## start Data segment

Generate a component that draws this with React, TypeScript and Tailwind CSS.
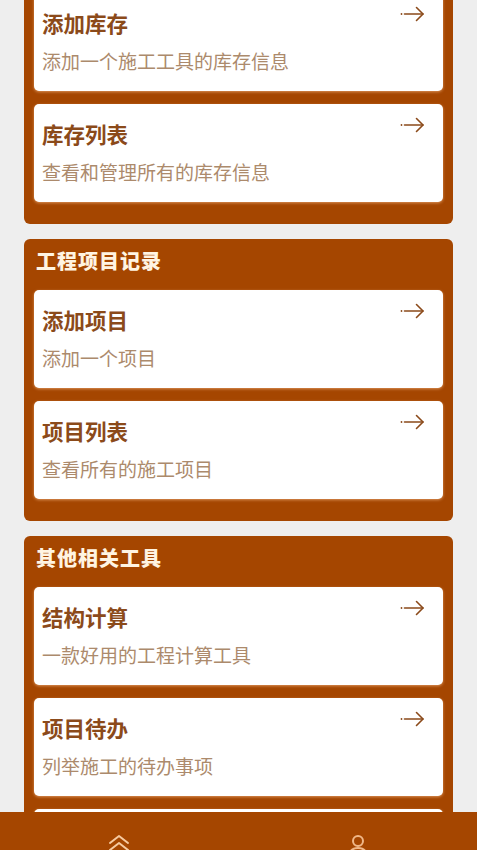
import React from 'react';

interface Item {
  title: string;
  desc: string;
}

interface Section {
  name: string;
  items: Item[];
}

const sections: Section[] = [
  {
    name: '工具库存管理',
    items: [
      { title: '添加库存', desc: '添加一个施工工具的库存信息' },
      { title: '库存列表', desc: '查看和管理所有的库存信息' },
    ],
  },
  {
    name: '工程项目记录',
    items: [
      { title: '添加项目', desc: '添加一个项目' },
      { title: '项目列表', desc: '查看所有的施工项目' },
    ],
  },
  {
    name: '其他相关工具',
    items: [
      { title: '结构计算', desc: '一款好用的工程计算工具' },
      { title: '项目待办', desc: '列举施工的待办事项' },
      { title: '施工日志', desc: '记录每天的施工情况' },
    ],
  },
];

function ArrowIcon() {
  return (
    <svg width="26" height="16" viewBox="0 0 26 16" fill="none" stroke="#8b4a1a" strokeWidth="1.6" strokeLinecap="round" strokeLinejoin="round">
      <circle cx="1.5" cy="8" r="0.9" fill="#8b4a1a" stroke="none" />
      <path d="M4.5 8H23" />
      <path d="M16.5 1.5L23 8L16.5 14.5" />
    </svg>
  );
}

function Card({ item }: { item: Item }) {
  return (
    <div className="relative h-[98px] rounded-[5px] bg-white px-2 shadow-[0_1px_3px_rgba(255,200,150,0.6)]">
      <div className="pt-[16px] text-[21.5px] font-bold leading-[30px] text-[#8b4a1a]">{item.title}</div>
      <div className="mt-[10px] text-[19px] leading-[26px] text-[#ac8a6c]">{item.desc}</div>
      <div className="absolute right-[17px] top-[13px]">
        <ArrowIcon />
      </div>
    </div>
  );
}

export default function App() {
  return (
    <div
      className="relative h-[850px] overflow-hidden bg-[#eeeeee]"
      style={{ fontFamily: '"Noto Sans", "Noto Sans CJK SC", sans-serif' }}
    >
      <div className="-mt-[58px] flex flex-col gap-[15px] px-6">
        {sections.map((s) => (
          <div key={s.name} className="rounded-[6px] bg-[#a54600] px-[10px] pb-[22px]">
            <div className="h-[51px] px-[2px] pt-[10px] text-[20px] font-black leading-[26px] tracking-[1px] text-[#fff4e2]">
              {s.name}
            </div>
            <div className="flex flex-col gap-[13px]">
              {s.items.map((it) => (
                <Card key={it.title} item={it} />
              ))}
            </div>
          </div>
        ))}
      </div>

      {/* bottom tab bar */}
      <div className="absolute bottom-0 left-0 right-0 grid h-[38px] grid-cols-2 bg-[#a54600]">
        <div className="flex justify-center pt-[21px]">
          <svg width="24" height="22" viewBox="0 0 24 22" fill="none" stroke="#f6caa0" strokeWidth="2" strokeLinecap="round" strokeLinejoin="round">
            <path d="M3 10L12 3L21 10" />
            <path d="M3 17L12 10L21 17" />
          </svg>
        </div>
        <div className="flex justify-center pt-[22px]">
          <svg width="24" height="22" viewBox="0 0 24 22" fill="none" stroke="#f0b888" strokeWidth="2" strokeLinecap="round">
            <circle cx="12" cy="7" r="5" />
            <path d="M3 21C4 16 8 14 12 14C16 14 20 16 21 21" />
          </svg>
        </div>
      </div>
    </div>
  );
}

## end Data segment

Brief - Skip every picture and transcribe the data above exactly.

Answer to the exercise -
Generate a component that draws this with React, TypeScript and Tailwind CSS.
import React from 'react';

interface Item {
  title: string;
  desc: string;
}

interface Section {
  name: string;
  items: Item[];
}

const sections: Section[] = [
  {
    name: '工具库存管理',
    items: [
      { title: '添加库存', desc: '添加一个施工工具的库存信息' },
      { title: '库存列表', desc: '查看和管理所有的库存信息' },
    ],
  },
  {
    name: '工程项目记录',
    items: [
      { title: '添加项目', desc: '添加一个项目' },
      { title: '项目列表', desc: '查看所有的施工项目' },
    ],
  },
  {
    name: '其他相关工具',
    items: [
      { title: '结构计算', desc: '一款好用的工程计算工具' },
      { title: '项目待办', desc: '列举施工的待办事项' },
      { title: '施工日志', desc: '记录每天的施工情况' },
    ],
  },
];

function ArrowIcon() {
  return (
    <svg width="26" height="16" viewBox="0 0 26 16" fill="none" stroke="#8b4a1a" strokeWidth="1.6" strokeLinecap="round" strokeLinejoin="round">
      <circle cx="1.5" cy="8" r="0.9" fill="#8b4a1a" stroke="none" />
      <path d="M4.5 8H23" />
      <path d="M16.5 1.5L23 8L16.5 14.5" />
    </svg>
  );
}

function Card({ item }: { item: Item }) {
  return (
    <div className="relative h-[98px] rounded-[5px] bg-white px-2 shadow-[0_1px_3px_rgba(255,200,150,0.6)]">
      <div className="pt-[16px] text-[21.5px] font-bold leading-[30px] text-[#8b4a1a]">{item.title}</div>
      <div className="mt-[10px] text-[19px] leading-[26px] text-[#ac8a6c]">{item.desc}</div>
      <div className="absolute right-[17px] top-[13px]">
        <ArrowIcon />
      </div>
    </div>
  );
}

export default function App() {
  return (
    <div
      className="relative h-[850px] overflow-hidden bg-[#eeeeee]"
      style={{ fontFamily: '"Noto Sans", "Noto Sans CJK SC", sans-serif' }}
    >
      <div className="-mt-[58px] flex flex-col gap-[15px] px-6">
        {sections.map((s) => (
          <div key={s.name} className="rounded-[6px] bg-[#a54600] px-[10px] pb-[22px]">
            <div className="h-[51px] px-[2px] pt-[10px] text-[20px] font-black leading-[26px] tracking-[1px] text-[#fff4e2]">
              {s.name}
            </div>
            <div className="flex flex-col gap-[13px]">
              {s.items.map((it) => (
                <Card key={it.title} item={it} />
              ))}
            </div>
          </div>
        ))}
      </div>

      {/* bottom tab bar */}
      <div className="absolute bottom-0 left-0 right-0 grid h-[38px] grid-cols-2 bg-[#a54600]">
        <div className="flex justify-center pt-[21px]">
          <svg width="24" height="22" viewBox="0 0 24 22" fill="none" stroke="#f6caa0" strokeWidth="2" strokeLinecap="round" strokeLinejoin="round">
            <path d="M3 10L12 3L21 10" />
            <path d="M3 17L12 10L21 17" />
          </svg>
        </div>
        <div className="flex justify-center pt-[22px]">
          <svg width="24" height="22" viewBox="0 0 24 22" fill="none" stroke="#f0b888" strokeWidth="2" strokeLinecap="round">
            <circle cx="12" cy="7" r="5" />
            <path d="M3 21C4 16 8 14 12 14C16 14 20 16 21 21" />
          </svg>
        </div>
      </div>
    </div>
  );
}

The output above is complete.